7. Check Valves and Relief Valves

Why They Wear:

Valves regulate flow direction and protect the system from overpressure. Frequent actuation or buildup of debris can cause mechanical wear and seal degradation.

Common Wear Causes:

• Repeated opening/closing cycles

• Water hammer effects

• Sediment or corrosion buildup

Signs of Wear:

• Valve leakage

• Chattering or slamming noises

• Inability to hold pressure

Prevention:

• Test valves during routine pump runs

• Flush the system to prevent buildup

• Replace seals or entire valves when testing indicates degradation
  

Best Practices to Reduce Wear

To ensure your fire pump system performs reliably during an emergency, it’s essential to establish a preventive maintenance program based on NFPA 25 and manufacturer recommendations. Here are some best practices:

1. Monthly Testing: Operate the fire pump under load to monitor for abnormal noise, pressure drops, or vibration.

2. Quarterly Inspections: Check seals, lubrication, alignment, and motor condition.

3. Annual Overhaul: Inspect impellers, casings, and internal clearances. Replace worn components proactively.

4. Water Quality Control: Use filtration systems where possible, especially with untreated water sources.

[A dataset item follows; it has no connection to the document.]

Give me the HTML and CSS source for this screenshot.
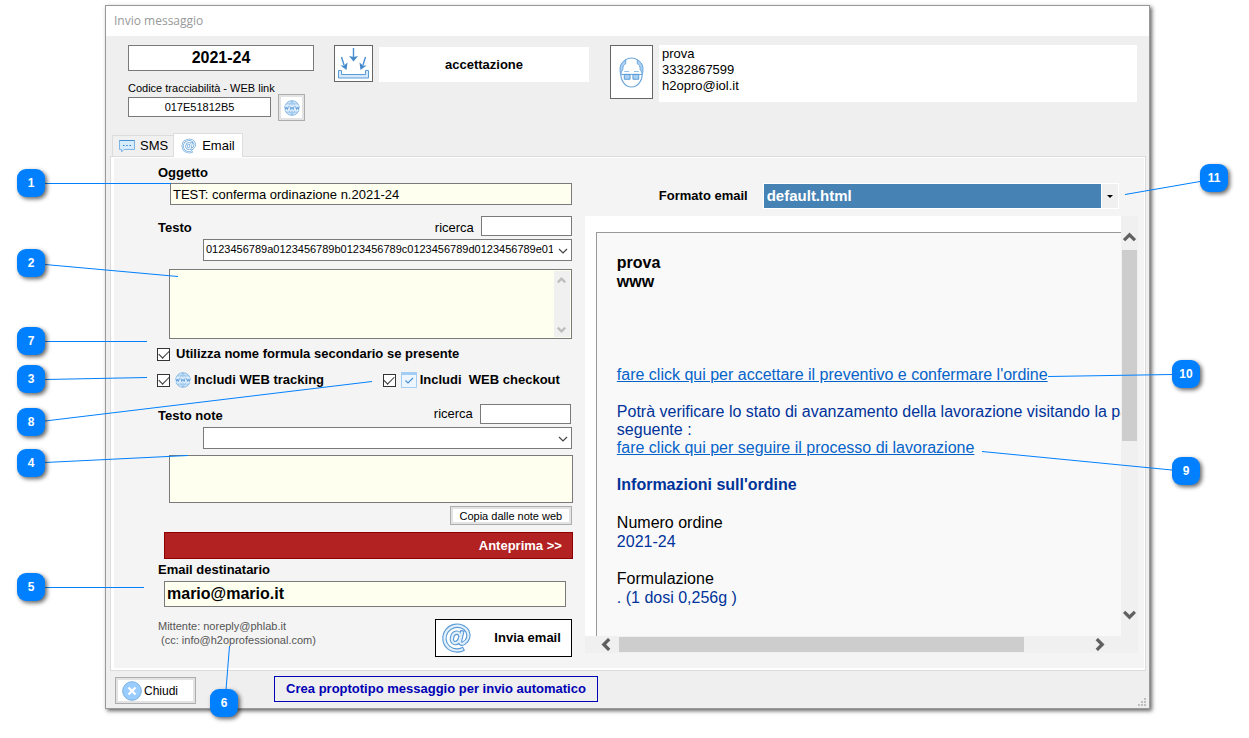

5. Keep Records: Log all maintenance activities, test results, and part replacements for historical tracking and audits.

Conclusion

Knowing which fire pump components are most prone to wear empowers facility managers, fire protection contractors, and maintenance personnel to proactively safeguard system performance. Impellers, seals, bearings, wear rings, and valves are among the most common parts that degrade over time—but with proper monitoring and maintenance, their lifespan can be significantly extended.

As a fire pump manufacturer, we recommend investing in high-quality materials, adhering to strict maintenance schedules, and staying informed about the latest NFPA and FM Global guidelines. The small effort made today in maintenance can make the biggest difference when seconds matter.